Well, today, a bunch of stuff in my life totally derailed. I don't know if I've mentioned it here, but we're moving to Virginia because my hubby's being transferred to a new position in DC. This is really exciting for us, and we've already gone there and found a new apartment. We were told that our travel-down-there date would be January 27th, and then Larry would have the 28th off to help unpack, and he'd be able to start work the 31st.
And now those plans have all fallen through. The moving company won't get here to pack up our stuff until the 28th and, according to them, it could be several days -- up to two weeks! -- before they deliver our goods. I don't know what kind of Mickey Mouse moving company this is, but frankly, I think something is rotten in the state of Connecticut. This is but the latest in a long series of screw-ups, mistakes, and fall-throughs involved in this transfer. Everything seems to have gone awry that could possibly do so, from lost paperwork to bank snafus to illnesses.
And I realized tonight that maybe this is a message from God for me. A reminder that I can't control much of anything. I can call myself a control enthusiast, I can make plans all I want to, but in the end, God "works all things after the counsel of his own will." (Ephesians 1:11b) The truth is, I need to stop trying to control my life, my children, and the US Department of State, because that's not my job. It's God's job. I need to quash my hubris, quell my pride, and stop trying to do his job for him. Because, clearly, I'm no good at it at all.

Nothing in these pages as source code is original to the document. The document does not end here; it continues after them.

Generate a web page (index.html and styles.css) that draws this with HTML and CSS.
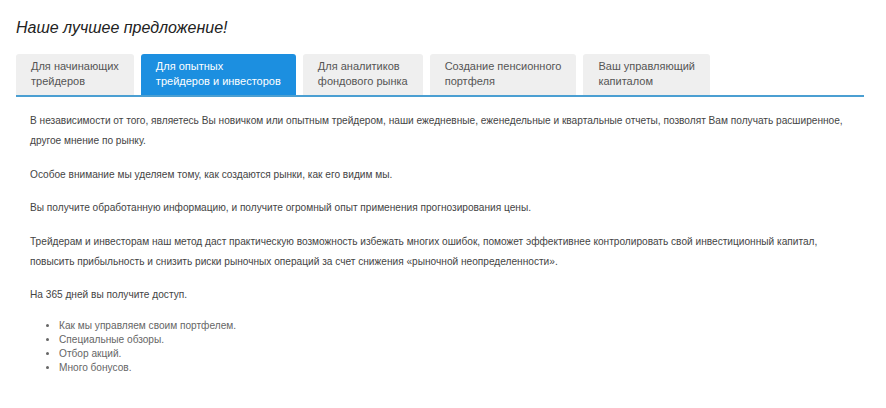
FILE: index.html
```html
<!DOCTYPE html>
<html lang="ru">
<head>
<meta charset="utf-8">
<link rel="stylesheet" href="styles.css">
</head>
<body>
<div class="page">
  <h2 class="title">Наше лучшее предложение!</h2>
  <div class="tabs">
    <div class="tab">Для начинающих<br>трейдеров</div>
    <div class="tab active">Для опытных<br>трейдеров и инвесторов</div>
    <div class="tab">Для аналитиков<br>фондового рынка</div>
    <div class="tab">Создание пенсионного<br>портфеля</div>
    <div class="tab">Ваш управляющий<br>капиталом</div>
  </div>
  <div class="content">
    <p>В независимости от того, являетесь Вы новичком или опытным трейдером, наши ежедневные, еженедельные и квартальные отчеты, позволят Вам получать расширенное, другое мнение по рынку.</p>
    <p>Особое внимание мы уделяем тому, как создаются рынки, как его видим мы.</p>
    <p>Вы получите обработанную информацию, и получите огромный опыт применения прогнозирования цены.</p>
    <p>Трейдерам и инвесторам наш метод даст практическую возможность избежать многих ошибок, поможет эффективнее контролировать свой инвестиционный капитал, повысить прибыльность и снизить риски рыночных операций за счет снижения «рыночной неопределенности».</p>
    <p>На 365 дней вы получите доступ.</p>
    <ul class="list">
      <li>Как мы управляем своим портфелем.</li>
      <li>Специальные обзоры.</li>
      <li>Отбор акций.</li>
      <li>Много бонусов.</li>
    </ul>
  </div>
</div>
</body>
</html>
```
FILE: styles.css
```css
html, body {
  margin: 0;
  padding: 0;
  background: #fff;
}
.page {
  width: 848px;
  padding: 18px 0 0 16px;
  font-family: "Liberation Sans", Arial, sans-serif;
}
.title {
  margin: 0;
  font-size: 16px;
  line-height: 20px;
  font-weight: normal;
  font-style: italic;
  color: #222;
}
.tabs {
  display: flex;
  gap: 7px;
  margin-top: 16px;
  border-bottom: 2px solid #4b9fd2;
}
.tab {
  background: #efefef;
  color: #555;
  font-size: 11px;
  line-height: 15px;
  padding: 5px 15px 6px 15px;
  border-radius: 3px 3px 0 0;
}
.tab.active {
  background: #1c8fe0;
  color: #fff;
}
.content {
  padding: 14px 14px 0 14px;
  color: #444;
  font-size: 10.15px;
  line-height: 20px;
}
.content p {
  margin: 0 0 13.5px 0;
}
.list {
  margin: 0;
  padding-left: 29px;
  line-height: 14.3px;
  color: #666;
}
```
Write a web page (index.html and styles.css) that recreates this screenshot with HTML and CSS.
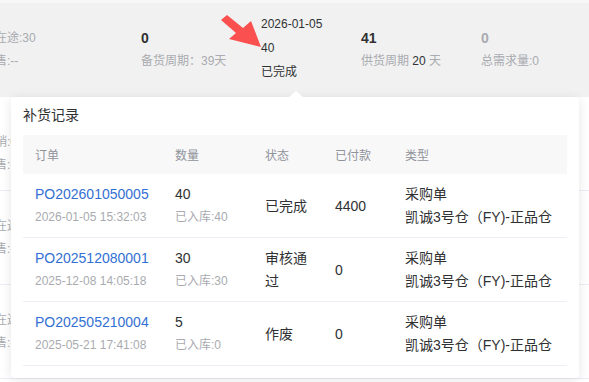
FILE: index.html
```html
<!DOCTYPE html>
<html lang="en">
<head>
    <meta charset="UTF-8">
    <meta name="viewport" content="width=device-width, initial-scale=1.0">
    <title>补货记录</title>
    <link rel="stylesheet" href="styles.css">
</head>
<body>
    <div class="page">
        <div class="row row-active">
            <div class="cell cell-a pad">
                <div class="muted">在途:30</div>
                <div class="muted">售:--</div>
            </div>
            <div class="cell cell-b pad">
                <div class="num">0</div>
                <div class="muted">备货周期：39天</div>
            </div>
            <div class="cell cell-c">
                <div>2026-01-05</div>
                <div>40</div>
                <div>已完成</div>
            </div>
            <div class="cell cell-d pad">
                <div class="num">41</div>
                <div class="muted">供货周期 <span class="dark">20</span> 天</div>
            </div>
            <div class="cell cell-e pad">
                <div class="num muted">0</div>
                <div class="muted">总需求量:0</div>
            </div>
        </div>
        <div class="row row-low">
            <div class="cell cell-a">
                <div class="muted">销:0</div>
                <div class="muted">售:--</div>
            </div>
        </div>
        <div class="row">
            <div class="cell cell-a">
                <div class="muted">在途:0</div>
                <div class="muted">售:--</div>
            </div>
        </div>
        <div class="row">
            <div class="cell cell-a">
                <div class="muted">在途:0</div>
                <div class="muted">售:--</div>
            </div>
        </div>

        <svg class="pointer" viewBox="218 12 48 44" width="48" height="44">
            <polygon points="227,15 243,28 251,21 261,47 229,39 236,33 221,20" fill="#fa5050"/>
        </svg>

        <div class="popover">
            <div class="popover-arrow"></div>
            <div class="popover-title">补货记录</div>
            <table class="record-table">
                <colgroup>
                    <col class="col-order">
                    <col class="col-qty">
                    <col class="col-status">
                    <col class="col-paid">
                    <col class="col-type">
                </colgroup>
                <tr>
                    <th>订单</th>
                    <th>数量</th>
                    <th>状态</th>
                    <th>已付款</th>
                    <th>类型</th>
                </tr>
                <tr>
                    <td><div class="link">PO202601050005</div><div class="muted">2026-01-05 15:32:03</div></td>
                    <td><div>40</div><div class="muted">已入库:40</div></td>
                    <td>已完成</td>
                    <td>4400</td>
                    <td><div>采购单</div><div>凯诚3号仓（FY)-正品仓</div></td>
                </tr>
                <tr>
                    <td><div class="link">PO202512080001</div><div class="muted">2025-12-08 14:05:18</div></td>
                    <td><div>30</div><div class="muted">已入库:30</div></td>
                    <td>审核通过</td>
                    <td>0</td>
                    <td><div>采购单</div><div>凯诚3号仓（FY)-正品仓</div></td>
                </tr>
                <tr>
                    <td><div class="link">PO202505210004</div><div class="muted">2025-05-21 17:41:08</div></td>
                    <td><div>5</div><div class="muted">已入库:0</div></td>
                    <td>作废</td>
                    <td>0</td>
                    <td><div>采购单</div><div>凯诚3号仓（FY)-正品仓</div></td>
                </tr>
            </table>
        </div>
    </div>
</body>
</html>
```

FILE: styles.css
```css
body {
    margin: 0;
    font-family: "Liberation Sans", "Noto Sans CJK SC", sans-serif;
    font-size: 12px;
    color: #303133;
    background-color: #fff;
    overflow: hidden;
}
.page {
    position: relative;
    width: 589px;
    height: 382px;
    overflow: hidden;
}
.row {
    display: flex;
    align-items: center;
    height: 94px;
    box-sizing: border-box;
    border-bottom: 1px solid #ebeef5;
    line-height: 23px;
}
.row-active {
    height: 97px;
    border-top: 3px solid #f7f7f7;
    border-bottom: none;
    padding-bottom: 4px;
    background-color: #f1f1f1;
}
.row-low {
    padding-top: 20px;
}
.cell {
    flex: none;
    box-sizing: border-box;
}
.pad {
    padding-top: 3px;
}
.cell-a {
    width: 146px;
    margin-left: -5px;
}
.cell-b {
    width: 120px;
}
.cell-c {
    width: 100px;
    line-height: 24px;
    color: #303133;
}
.cell-d {
    width: 120px;
}
.cell-e {
    width: 100px;
}
.num {
    font-size: 14px;
    font-weight: bold;
    color: #303133;
}
.num.muted {
    color: #a9abb0;
}
.muted {
    color: #a9abb0;
}
.dark {
    color: #303133;
}
.pointer {
    position: absolute;
    left: 218px;
    top: 12px;
}
.popover {
    position: absolute;
    left: 11px;
    top: 97px;
    width: 568px;
    box-sizing: border-box;
    padding: 8px 12px 12px;
    background-color: #fff;
    border-radius: 4px;
    box-shadow: 0 2px 12px 0 rgba(0, 0, 0, 0.1);
}
.popover-arrow {
    position: absolute;
    top: -6px;
    left: 278px;
    width: 0;
    height: 0;
    border-left: 7px solid transparent;
    border-right: 7px solid transparent;
    border-bottom: 6px solid #fff;
}
.popover-title {
    font-size: 14px;
    line-height: 20px;
    margin-bottom: 10px;
    color: #303133;
}
.record-table {
    width: 544px;
    table-layout: fixed;
    border-collapse: collapse;
}
.col-order { width: 140px; }
.col-qty { width: 90px; }
.col-status { width: 70px; }
.col-paid { width: 70px; }
.col-type { width: 174px; }
.record-table th {
    height: 39px;
    padding: 0 12px;
    text-align: left;
    font-weight: normal;
    font-size: 12px;
    color: #909399;
    background-color: #f8f8f9;
}
.record-table td {
    padding: 9px 12px 8px;
    font-size: 14px;
    line-height: 23px;
    color: #303133;
    border-bottom: 1px solid #ebeef5;
    vertical-align: middle;
}
.record-table td .muted {
    font-size: 12px;
}
.link {
    color: #3370d4;
}
```
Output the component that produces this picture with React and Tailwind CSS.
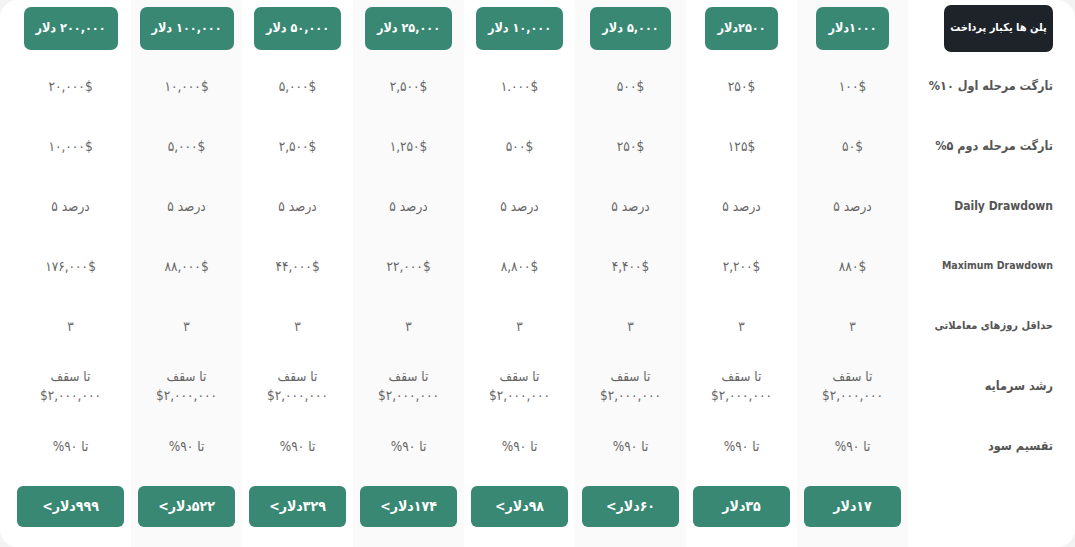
import React from 'react'

// plans, ordered right → left (dir=rtl)
const plans = [
  { title: '۱۰۰۰دلار', t1: '۱۰۰$', t2: '۵۰$', max: '۸۸۰$', price: '۱۷دلار' },
  { title: '۲۵۰۰دلار', t1: '۲۵۰$', t2: '۱۲۵$', max: '۲,۲۰۰$', price: '۳۵دلار' },
  { title: '۵,۰۰۰ دلار', t1: '۵۰۰$', t2: '۲۵۰$', max: '۴,۴۰۰$', price: '۶۰دلار>' },
  { title: '۱۰,۰۰۰ دلار', t1: '۱.۰۰۰$', t2: '۵۰۰$', max: '۸,۸۰۰$', price: '۹۸دلار>' },
  { title: '۲۵,۰۰۰ دلار', t1: '۲,۵۰۰$', t2: '۱,۲۵۰$', max: '۲۲,۰۰۰$', price: '۱۷۴دلار>' },
  { title: '۵۰,۰۰۰ دلار', t1: '۵,۰۰۰$', t2: '۲,۵۰۰$', max: '۴۴,۰۰۰$', price: '۳۲۹دلار>' },
  { title: '۱۰۰,۰۰۰ دلار', t1: '۱۰,۰۰۰$', t2: '۵,۰۰۰$', max: '۸۸,۰۰۰$', price: '۵۲۲دلار>' },
  { title: '۲۰۰,۰۰۰ دلار', t1: '۲۰,۰۰۰$', t2: '۱۰,۰۰۰$', max: '۱۷۶,۰۰۰$', price: '۹۹۹دلار>' },
]

const Cell = ({ children }) => (
  <div className="h-[60px] flex flex-col items-center justify-center text-[13.5px] leading-[19px] text-[#666]">
    {children}
  </div>
)

const Label = ({ children, className = '' }) => (
  <div className={`h-[60px] flex items-center justify-start font-bold text-[#555] whitespace-nowrap ${className}`}>
    {children}
  </div>
)

const PlanColumn = ({ plan, index }) => {
  const last = index === plans.length - 1
  return (
    <div
      className={`flex flex-col ${index % 2 === 0 ? 'bg-[#fafafa]' : 'bg-white'} ${
        last ? 'flex-1 pl-[10px]' : 'w-[111px] shrink-0'
      }`}
    >
      {/* header */}
      <div className="h-[56px] flex items-center justify-center pt-[1px]">
        <div className="h-[43px] px-[12px] flex items-center rounded-[7px] bg-[#388873] text-white font-bold text-[12.5px] whitespace-nowrap">
          {plan.title}
        </div>
      </div>
      <Cell>{plan.t1}</Cell>
      <Cell>{plan.t2}</Cell>
      <Cell>درصد ۵</Cell>
      <Cell>{plan.max}</Cell>
      <Cell>۳</Cell>
      <Cell>
        <span>تا سقف</span>
        <span className="tracking-[0.5px]">$۲,۰۰۰,۰۰۰</span>
      </Cell>
      <Cell>تا ۹۰%</Cell>
      {/* buy */}
      <div className="pt-[10px] px-[7px]">
        <button className="w-full h-[41px] rounded-[6px] bg-[#388873] text-white font-bold text-[14px] flex items-center justify-center">
          {plan.price}
        </button>
      </div>
    </div>
  )
}

export default function App() {
  return (
    <div className="w-[1075px] h-[547px] bg-[#f3f3f3] font-['DejaVu_Sans_Condensed','DejaVu_Sans',sans-serif]">
      <div dir="rtl" className="h-full flex rounded-[18px] bg-white overflow-hidden">
        {/* labels */}
        <div className="w-[167px] shrink-0 flex flex-col pr-[22px] text-[12.5px]">
          <div className="h-[56px] flex items-center justify-start">
            <div className="w-[109px] h-[47px] rounded-[7px] bg-[#1e232a] text-white font-bold text-[11px] flex items-center justify-center whitespace-nowrap">
              پلن ها یکبار پرداخت
            </div>
          </div>
          <Label>تارگت مرحله اول ۱۰%</Label>
          <Label>تارگت مرحله دوم ۵%</Label>
          <Label className="text-[12px]">Daily Drawdown</Label>
          <Label className="text-[10.5px]">Maximum Drawdown</Label>
          <Label className="text-[11px]">حداقل روزهای معاملاتی</Label>
          <Label>رشد سرمایه</Label>
          <Label>تقسیم سود</Label>
        </div>
        {plans.map((p, i) => (
          <PlanColumn key={i} plan={p} index={i} />
        ))}
      </div>
    </div>
  )
}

So, with much prayer for strength, I am going to try not to make any more plans about this move. I am going to just deal with each day as it comes and trust that "all things work together for good to them that love God, to them who are the called according to his purpose." (Romans 8:28) We will get moved to Virginia, our worldly goods will be delivered to our new home, and in another month we'll be smiling as we realize everything worked out after all.